Libraries are vulnerable to losing their collection because all of their books are contained at a single location. Say, for instance, that there was a fire, or a flood, or a vandal defaced John James Audubon’s masterpiece Birds of America by giving all the Warblers human genitalia. Even worse, if the vandal recruited bird haters from other neighborhoods and got ahold of all the copies of the book in existence, it could be lost crude doodles forever. It would be a tragedy on par with the destruction of the Library of Alexandria.

The Problem

Because Birds of America is centralized in one public location, it’s susceptible to permanent deletion. The same goes for content on the Internet — storing all your family photos on a single account in a cloud service? They could all be wiped away if someone hacked your account or corrupted the host servers.

The Solution

Our solution: In our decentralized library, we would duplicate and distribute multiple copies of Birds of America to your neighbors — if you need a copy, you would just go to your neighbor’s house. As our Pipernet town of mobile devices grows, so do the number of neighbors who might have a copy of your book. And the more potential copies there are available, the more secure the book is.

That’s what our new internet will allow you to do too: spread your personal files on devices across the world, so they’re completely safe from bad actors manipulating or deleting them.

Takeaways

All copies of your files in a well-known, hackable location = RISKY!

Files copied and distributed to multiple locations = SAFE!

Problem 2:

No Privacy

In order to check out books, you must have a library card — an ID that links back to your real world identity. That library card reveals all the books you’ve ever checked out, where you returned them, and whether they were returned on time.

The Problem

The tech titans collect data profiles on us too, and theirs are far more comprehensive. They amass thousands of personal data points by tracking our activities in both the online and physical worlds.

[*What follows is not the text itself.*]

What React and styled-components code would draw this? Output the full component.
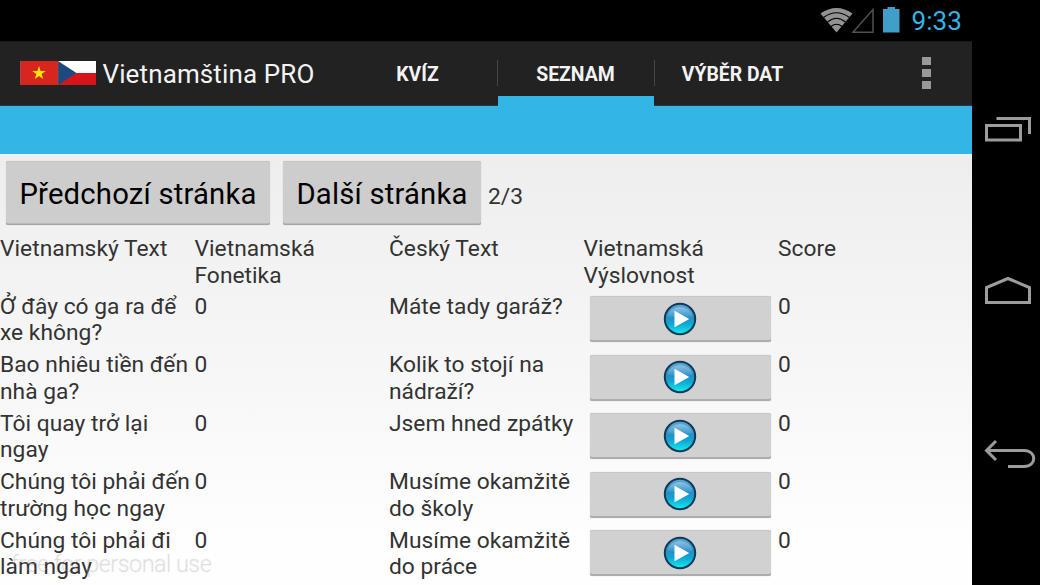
import styled, { createGlobalStyle } from "styled-components";

const GlobalStyle = createGlobalStyle`
  * {
    box-sizing: border-box;
  }
  body {
    margin: 0;
    overflow: hidden;
    background: #000;
    font-family: Roboto, "Noto Sans", sans-serif;
  }
  button {
    font-family: inherit;
    border: none;
    padding: 0;
  }
`;

const Device = styled.div`
  display: grid;
  grid-template-columns: 972px 68px;
  width: 1040px;
  height: 585px;
  overflow: hidden;
  background: #000;
`;

const Screen = styled.div`
  display: flex;
  flex-direction: column;
  height: 585px;
  overflow: hidden;
  position: relative;
`;

const StatusBar = styled.div`
  display: flex;
  flex: none;
  justify-content: flex-end;
  height: 41px;
  padding-right: 10px;
  color: #33b5e5;
`;

const Clock = styled.div`
  width: 51px;
  padding-left: 0.5px;
  font-size: 26px;
  line-height: 43px;
  letter-spacing: 0.1px;
  white-space: nowrap;
`;

const ActionBar = styled.div`
  display: flex;
  flex: none;
  height: 65px;
  background: #222;
  border-bottom: 1px solid #2b383e;
  border-top: 1px solid #1a1a1a;
  color: #f3f3f3;
`;

const Brand = styled.div`
  display: flex;
  align-items: center;
  width: 339px;
  padding-left: 20px;
  gap: 6.5px;
  svg {
    margin-bottom: 2px;
  }
`;

const Title = styled.div`
  font-size: 26px;
  letter-spacing: 0.12px;
  white-space: nowrap;
`;

const Tab = styled.div`
  display: flex;
  align-items: center;
  justify-content: center;
  width: ${(props) => props.$width};
  font-size: 19.4px;
  font-weight: 700;
  white-space: nowrap;
  height: 65px;
  margin-top: -1px;
  padding: 1px 1px 0 0;
  box-shadow: ${(props) => (props.$active ? "inset 0 -10px #33b5e5" : "none")};
`;

const Divider = styled.div`
  width: 1px;
  height: 26px;
  margin-top: 18px;
  background: #464646;
`;

const Overflow = styled.div`
  display: flex;
  flex-direction: column;
  gap: 4px;
  margin: 15px 0 0 111px;
  span {
    width: 9px;
    height: 8px;
    background: #999;
  }
`;

const BlueBar = styled.div`
  flex: none;
  height: 48px;
  background: #33b5e5;
`;

const Content = styled.div`
  flex: 1;
  background: linear-gradient(#eeeeee, #f4f4f4 35%, #fefefe 90%);
  color: #333;
`;

const Pager = styled.div`
  display: flex;
  height: 82px;
  padding: 7px 0 0 6px;
`;

const PageButton = styled.button`
  width: ${(props) => props.$width};
  height: 64px;
  padding-top: 2px;
  margin-right: ${(props) => props.$gap};
  border-radius: 2px;
  background: #cdcdcd;
  box-shadow: inset 0 -1.5px #a5a5a5, inset 0 1px #c6c6c6, 0 0 1px #bbb;
  color: #000;
  font-size: 29.25px;
  letter-spacing: 0.2px;
  white-space: nowrap;
`;

const PageCount = styled.div`
  padding-top: 22px;
  font-size: 22.75px;
  line-height: 27px;
`;

const Row = styled.div`
  display: grid;
  grid-template-columns: 194.5px 194.5px 194.5px 194.5px 1fr;
  height: ${(props) => (props.$header ? "57.5px" : "58.5px")};
`;

const Cell = styled.div`
  font-size: 22.75px;
  line-height: 26.5px;
  letter-spacing: 0.03px;
  white-space: pre;
`;

const PlayButton = styled.button`
  display: flex;
  align-items: center;
  justify-content: center;
  width: 181.5px;
  height: 46px;
  margin: 2.5px 0 0 6px;
  padding-bottom: 1px;
  border-radius: 2px;
  background: #d1d1d1;
  box-shadow: inset 0 -2px #adadad, inset 0 1px #c8c8c8, 0 0 1px #bbb;
`;

const Watermark = styled.div`
  position: absolute;
  left: 10px;
  top: 549px;
  font-size: 23.4px;
  font-weight: 300;
  line-height: 28px;
  letter-spacing: -0.5px;
  color: rgba(255, 255, 255, 0.2);
  text-shadow: 1px 1px 1px rgba(0, 0, 0, 0.16);
  white-space: nowrap;
`;

const NavBar = styled.div`
  display: flex;
  flex-direction: column;
  align-items: flex-start;
  padding: 116px 0 0 12px;
`;

const NavIcon = styled.svg`
  display: block;
  flex: none;
  fill: none;
  stroke: #9c9c9c;
  stroke-width: 3;
  margin-bottom: ${(props) => props.$gap || "0"};
`;

const rows = [
  { vi: "Ở đây có ga ra để\nxe không?", cs: "Máte tady garáž?" },
  { vi: "Bao nhiêu tiền đến\nnhà ga?", cs: "Kolik to stojí na\nnádraží?" },
  { vi: "Tôi quay trở lại\nngay", cs: "Jsem hned zpátky" },
  { vi: "Chúng tôi phải đến\ntrường học ngay", cs: "Musíme okamžitě\ndo školy" },
  { vi: "Chúng tôi phải đi\nlàm ngay", cs: "Musíme okamžitě\ndo práce" },
];

function StatusIcons() {
  return (
    <svg width="91" height="41" viewBox="0 0 91 41">
      <path d="M0.5 13.5Q16.5 2.5 32.5 13.5L16.5 32.5Z" fill="#929292" />
      <g fill="none" stroke="#000" strokeWidth="1.1">
        <path d="M3.5 17.5Q16.5 8 29.5 17.5" />
        <path d="M7.5 22Q16.5 14.5 25.5 22" />
        <path d="M11 26.5Q16.5 22 22 26.5" />
      </g>
      <path d="M33 32.3L53 9.5V32.3Z" fill="none" stroke="#505050" strokeWidth="1.5" />
      <path d="M63 9H67.5V7H75V9H79.5V32.5H63Z" fill="#3f9fc9" />
    </svg>
  );
}

function Flags() {
  return (
    <svg width="76" height="24" viewBox="0 0 76 24">
      <rect width="38" height="24" fill="#d8251d" />
      <path
        d="M19 5L20.6 10H25.8L21.6 13.1L23.2 18L19 15L14.8 18L16.4 13.1L12.2 10H17.4Z"
        fill="#ffe600"
      />
      <rect x="38" width="38" height="12" fill="#fff" />
      <rect x="38" y="12" width="38" height="12" fill="#d7141a" />
      <path d="M38 0L56.5 12L38 24Z" fill="#1c4a80" />
      <path d="M0.5 0V24M38 0V24" stroke="#8b5a5a" strokeWidth="0.6" />
    </svg>
  );
}

function PlayIcon() {
  return (
    <svg width="34" height="34" viewBox="0 0 34 34">
      <defs>
        <linearGradient id="orb" x1="0" y1="0" x2="0" y2="1">
          <stop offset="0" stopColor="#5fa5d6" />
          <stop offset="0.45" stopColor="#2490c6" />
          <stop offset="0.65" stopColor="#10a5d2" />
          <stop offset="1" stopColor="#12f0f0" />
        </linearGradient>
        <linearGradient id="gloss" x1="0" y1="0" x2="0" y2="1">
          <stop offset="0" stopColor="#fff" stopOpacity="0.35" />
          <stop offset="1" stopColor="#fff" stopOpacity="0.02" />
        </linearGradient>
      </defs>
      <circle cx="17" cy="17" r="15.2" fill="url(#orb)" stroke="#123a55" strokeWidth="2" />
      <path d="M4 14.5A13.3 12 0 0 1 30 14.5Q17 18 4 14.5Z" fill="url(#gloss)" />
      <path d="M11.5 8.7L26.2 17L11.5 25.3Z" fill="#fff" />
    </svg>
  );
}

export default function App() {
  return (
    <>
      <GlobalStyle />
      <Device>
        <Screen>
          <StatusBar>
            <StatusIcons />
            <Clock>9:33</Clock>
          </StatusBar>
          <ActionBar>
            <Brand>
              <Flags />
              <Title>Vietnamština PRO</Title>
            </Brand>
            <Tab $width="158px">KVÍZ</Tab>
            <Divider />
            <Tab $width="156px" $active>
              SEZNAM
            </Tab>
            <Divider />
            <Tab $width="156px">VÝBĚR DAT</Tab>
            <Overflow>
              <span />
              <span />
              <span />
            </Overflow>
          </ActionBar>
          <BlueBar />
          <Content>
            <Pager>
              <PageButton $width="264px" $gap="13px">
                Předchozí stránka
              </PageButton>
              <PageButton $width="198px" $gap="7px">
                Další stránka
              </PageButton>
              <PageCount>2/3</PageCount>
            </Pager>
            <Row $header>
              <Cell>Vietnamský Text</Cell>
              <Cell>{"Vietnamská\nFonetika"}</Cell>
              <Cell>Český Text</Cell>
              <Cell>{"Vietnamská\nVýslovnost"}</Cell>
              <Cell>Score</Cell>
            </Row>
            {rows.map((row) => (
              <Row key={row.vi}>
                <Cell>{row.vi}</Cell>
                <Cell>0</Cell>
                <Cell>{row.cs}</Cell>
                <PlayButton>
                  <PlayIcon />
                </PlayButton>
                <Cell>0</Cell>
              </Row>
            ))}
          </Content>
          <Watermark>free for personal use</Watermark>
        </Screen>
        <NavBar>
          <NavIcon width="48" height="28" $gap="132px">
            <path d="M2.5 9.5H36.5V24H2.5ZM12.5 2.5H45.5V18" />
          </NavIcon>
          <NavIcon width="48" height="30" $gap="132px">
            <path d="M2.5 26.5V11.5L24 2.5L45.5 11.5V26.5Z" />
          </NavIcon>
          <NavIcon width="52" height="34">
            <path d="M2 12.5H40C53 12.5 53 28.5 40 28.5H24M12 3L2.5 12.5L12 22" />
          </NavIcon>
        </NavBar>
      </Device>
    </>
  );
}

Users don’t own or control their own data, so it can be used against them. Take, for instance, Richard’s lawyer Pete Monahan, who had his probation revoked when the state retrieved his library records. Which was… probably a good idea. But for this metaphor’s purposes: bad that they can access that information!

On the web, our data profile is far more detailed, the laws around privacy even looser, and more freedoms are at stake. For example, what if Hooli sold your search data to an insurance company who then denied you coverage because you’ve HooliSearch-ed “kindest Palo Alto based Cardiologist” a few too many times?

The Solution

Replace library cards with anonymous identification cards which are impossible to connect to your real world identity. Instead of using a library card (linked to your name, address, etc.) to check out books, you would swipe a nondescript card (containing no personal details). Your activity would be tracked to keep the system stable, but your identity would not be siphoned and sold. I, for example, would no longer check out books as "Donald Dunn," but rather the nom de guerre "h3w0vbk37vpm."

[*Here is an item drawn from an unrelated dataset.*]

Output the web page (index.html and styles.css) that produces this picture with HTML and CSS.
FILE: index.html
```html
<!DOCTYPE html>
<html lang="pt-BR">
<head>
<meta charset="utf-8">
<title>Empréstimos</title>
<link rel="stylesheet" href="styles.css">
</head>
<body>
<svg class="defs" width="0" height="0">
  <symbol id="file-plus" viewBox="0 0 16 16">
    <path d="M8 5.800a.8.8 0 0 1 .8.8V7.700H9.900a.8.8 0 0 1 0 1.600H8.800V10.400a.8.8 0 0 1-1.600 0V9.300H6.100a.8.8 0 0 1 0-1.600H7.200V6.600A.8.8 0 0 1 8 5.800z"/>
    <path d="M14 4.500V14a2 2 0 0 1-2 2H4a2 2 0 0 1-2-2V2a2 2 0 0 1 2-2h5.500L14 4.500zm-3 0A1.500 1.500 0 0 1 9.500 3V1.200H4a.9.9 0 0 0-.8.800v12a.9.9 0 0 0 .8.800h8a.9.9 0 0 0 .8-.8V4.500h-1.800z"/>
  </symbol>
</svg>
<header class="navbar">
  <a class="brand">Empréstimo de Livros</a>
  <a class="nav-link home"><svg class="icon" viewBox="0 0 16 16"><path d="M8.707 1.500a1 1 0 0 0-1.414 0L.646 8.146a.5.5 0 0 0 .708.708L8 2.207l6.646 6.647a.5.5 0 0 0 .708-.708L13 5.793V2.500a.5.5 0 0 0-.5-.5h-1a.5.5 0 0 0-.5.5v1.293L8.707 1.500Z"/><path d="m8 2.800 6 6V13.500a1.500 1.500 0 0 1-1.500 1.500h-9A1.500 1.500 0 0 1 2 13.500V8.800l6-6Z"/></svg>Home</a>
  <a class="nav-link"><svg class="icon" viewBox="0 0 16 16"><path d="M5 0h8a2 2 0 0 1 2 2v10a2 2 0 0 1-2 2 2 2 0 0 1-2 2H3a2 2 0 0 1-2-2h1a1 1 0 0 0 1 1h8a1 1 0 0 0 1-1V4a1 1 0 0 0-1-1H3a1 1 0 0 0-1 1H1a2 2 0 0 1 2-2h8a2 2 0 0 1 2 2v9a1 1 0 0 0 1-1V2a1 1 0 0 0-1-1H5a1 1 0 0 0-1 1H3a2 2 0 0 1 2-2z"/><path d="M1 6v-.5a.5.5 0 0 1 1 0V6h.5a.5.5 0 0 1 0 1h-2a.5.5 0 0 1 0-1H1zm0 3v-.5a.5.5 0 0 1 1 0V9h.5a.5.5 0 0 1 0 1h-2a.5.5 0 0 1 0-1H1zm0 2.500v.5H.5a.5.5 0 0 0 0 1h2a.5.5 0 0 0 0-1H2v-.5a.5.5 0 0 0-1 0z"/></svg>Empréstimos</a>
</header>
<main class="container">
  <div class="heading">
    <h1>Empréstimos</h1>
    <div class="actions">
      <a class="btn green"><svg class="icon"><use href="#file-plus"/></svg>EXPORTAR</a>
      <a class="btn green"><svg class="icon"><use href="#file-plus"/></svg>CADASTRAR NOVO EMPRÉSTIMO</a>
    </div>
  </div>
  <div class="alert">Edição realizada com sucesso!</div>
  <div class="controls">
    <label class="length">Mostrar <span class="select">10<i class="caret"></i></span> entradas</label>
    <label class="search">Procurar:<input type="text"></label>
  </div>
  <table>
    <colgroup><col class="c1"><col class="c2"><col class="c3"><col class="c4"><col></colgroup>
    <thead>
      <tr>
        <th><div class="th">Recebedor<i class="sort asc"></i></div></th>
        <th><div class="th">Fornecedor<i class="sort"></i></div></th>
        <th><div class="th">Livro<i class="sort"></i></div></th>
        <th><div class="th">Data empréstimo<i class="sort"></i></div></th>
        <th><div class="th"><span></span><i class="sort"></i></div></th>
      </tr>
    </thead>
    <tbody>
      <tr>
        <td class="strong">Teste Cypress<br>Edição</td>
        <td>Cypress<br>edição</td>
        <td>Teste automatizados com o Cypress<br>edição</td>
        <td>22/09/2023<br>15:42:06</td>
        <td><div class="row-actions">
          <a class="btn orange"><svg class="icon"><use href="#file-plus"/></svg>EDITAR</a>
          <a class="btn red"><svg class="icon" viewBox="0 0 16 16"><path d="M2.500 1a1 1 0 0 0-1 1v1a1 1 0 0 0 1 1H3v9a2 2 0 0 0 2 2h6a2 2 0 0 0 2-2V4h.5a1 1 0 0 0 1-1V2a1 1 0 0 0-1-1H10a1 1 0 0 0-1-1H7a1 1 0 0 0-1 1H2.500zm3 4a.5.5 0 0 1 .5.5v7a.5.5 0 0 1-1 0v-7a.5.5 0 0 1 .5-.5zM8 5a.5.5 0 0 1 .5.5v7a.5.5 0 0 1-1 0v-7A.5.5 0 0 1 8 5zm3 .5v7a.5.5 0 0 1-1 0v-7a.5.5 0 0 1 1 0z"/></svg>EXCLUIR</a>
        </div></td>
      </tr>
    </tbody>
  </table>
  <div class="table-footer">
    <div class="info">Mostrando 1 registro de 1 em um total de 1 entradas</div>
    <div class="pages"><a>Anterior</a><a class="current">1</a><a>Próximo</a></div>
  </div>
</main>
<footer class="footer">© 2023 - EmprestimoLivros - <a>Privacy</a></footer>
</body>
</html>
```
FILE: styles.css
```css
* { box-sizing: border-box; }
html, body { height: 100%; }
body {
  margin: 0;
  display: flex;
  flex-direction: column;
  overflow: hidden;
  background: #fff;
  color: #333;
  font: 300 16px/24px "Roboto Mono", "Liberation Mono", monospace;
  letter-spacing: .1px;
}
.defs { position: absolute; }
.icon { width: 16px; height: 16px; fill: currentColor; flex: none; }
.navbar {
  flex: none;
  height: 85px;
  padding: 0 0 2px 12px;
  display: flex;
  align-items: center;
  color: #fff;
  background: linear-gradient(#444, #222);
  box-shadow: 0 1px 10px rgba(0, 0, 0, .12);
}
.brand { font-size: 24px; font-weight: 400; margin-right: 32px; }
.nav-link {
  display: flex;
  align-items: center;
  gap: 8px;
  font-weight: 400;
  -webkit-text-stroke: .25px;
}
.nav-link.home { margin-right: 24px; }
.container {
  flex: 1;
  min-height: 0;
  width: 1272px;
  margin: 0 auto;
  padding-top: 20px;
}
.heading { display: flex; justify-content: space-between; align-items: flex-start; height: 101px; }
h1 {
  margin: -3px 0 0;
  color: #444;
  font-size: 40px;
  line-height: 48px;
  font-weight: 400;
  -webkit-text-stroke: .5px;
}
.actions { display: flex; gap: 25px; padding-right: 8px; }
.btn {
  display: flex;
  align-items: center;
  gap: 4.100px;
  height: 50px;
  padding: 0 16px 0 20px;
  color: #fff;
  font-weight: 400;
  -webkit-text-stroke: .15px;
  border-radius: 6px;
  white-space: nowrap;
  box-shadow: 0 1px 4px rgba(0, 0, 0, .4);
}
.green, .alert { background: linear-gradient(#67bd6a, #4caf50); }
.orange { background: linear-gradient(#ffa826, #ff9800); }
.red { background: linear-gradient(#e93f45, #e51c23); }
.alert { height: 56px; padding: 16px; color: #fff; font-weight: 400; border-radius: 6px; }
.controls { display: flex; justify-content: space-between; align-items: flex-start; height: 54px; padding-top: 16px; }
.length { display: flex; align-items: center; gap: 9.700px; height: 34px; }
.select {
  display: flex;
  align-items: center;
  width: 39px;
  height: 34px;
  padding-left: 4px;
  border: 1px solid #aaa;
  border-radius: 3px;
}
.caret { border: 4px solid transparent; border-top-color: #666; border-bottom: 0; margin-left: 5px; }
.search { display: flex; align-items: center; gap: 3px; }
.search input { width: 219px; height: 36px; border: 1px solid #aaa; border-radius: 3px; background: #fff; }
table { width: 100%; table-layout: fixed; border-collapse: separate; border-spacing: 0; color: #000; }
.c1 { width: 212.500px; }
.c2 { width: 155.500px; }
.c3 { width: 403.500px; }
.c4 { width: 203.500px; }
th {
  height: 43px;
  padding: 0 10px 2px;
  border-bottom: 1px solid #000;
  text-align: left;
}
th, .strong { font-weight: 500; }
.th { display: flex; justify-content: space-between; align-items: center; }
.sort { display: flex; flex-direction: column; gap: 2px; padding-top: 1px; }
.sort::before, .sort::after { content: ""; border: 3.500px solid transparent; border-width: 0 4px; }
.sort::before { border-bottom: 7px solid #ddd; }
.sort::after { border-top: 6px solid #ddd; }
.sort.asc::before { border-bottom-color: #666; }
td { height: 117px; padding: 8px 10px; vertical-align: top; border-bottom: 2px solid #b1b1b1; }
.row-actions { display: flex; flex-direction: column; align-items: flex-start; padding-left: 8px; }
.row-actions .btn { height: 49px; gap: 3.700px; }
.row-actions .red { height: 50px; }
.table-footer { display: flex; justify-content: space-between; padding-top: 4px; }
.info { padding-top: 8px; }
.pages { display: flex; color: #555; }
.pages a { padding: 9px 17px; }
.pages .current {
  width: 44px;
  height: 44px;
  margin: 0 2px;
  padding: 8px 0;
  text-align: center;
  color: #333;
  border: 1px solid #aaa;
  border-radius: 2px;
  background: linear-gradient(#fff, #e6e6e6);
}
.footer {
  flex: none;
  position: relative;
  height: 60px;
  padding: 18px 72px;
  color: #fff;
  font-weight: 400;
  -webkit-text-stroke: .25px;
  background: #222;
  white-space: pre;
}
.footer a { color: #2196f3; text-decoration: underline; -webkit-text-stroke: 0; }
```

That’s what our new internet will allow you to do too: use its apps and services without compromising your privacy.

Takeaways

Trading your identity and data for online services = RISKY!

Using services anonymously so nobody can target you = SAFE!

Problem 3:

Censorship and Manipulation

Because a town’s library is run by a small group of administrators, they could theoretically decide what books are available to its people. They could even decide to ban Birds of America, depriving young birders of Audubon’s elegant illustrations, pored over page by page under a government-issued blanket after lights out, giving you hope that even a slender-framed, shivering boy could grow to be as majestic as a Hooded Merganser.

The Problem

On the internet, multinational corporations can screen content, or even “adapt” their services to fit the local government’s requests. In both libraries and on the Web, we’re susceptible to data being censored or manipulated by intermediaries.

The Solution

A peer-to-peer lending system backed up by a fully public ledger, allowing you to send and receive books freely to anybody in the world without worrying about censorship or interference. Want to add Catcher in the Rye, Fahrenheit 451, or your controversial essay on Audubon’s coloring techniques? No problem, even if the town surrounded you with pitchforks to ban them, these vital texts would be available to share neighbor to neighbor, impossible to delete.

That’s what our new internet will allow you to do too: exchange messages and files directly with their intended receiver, disperse ideas and information free from threats of censorship.

Takeaways

Pushing all transactions through a central authority = OPPRESSIVE!

Establishing a peer to peer exchange system based on an immutable public ledger = FREE!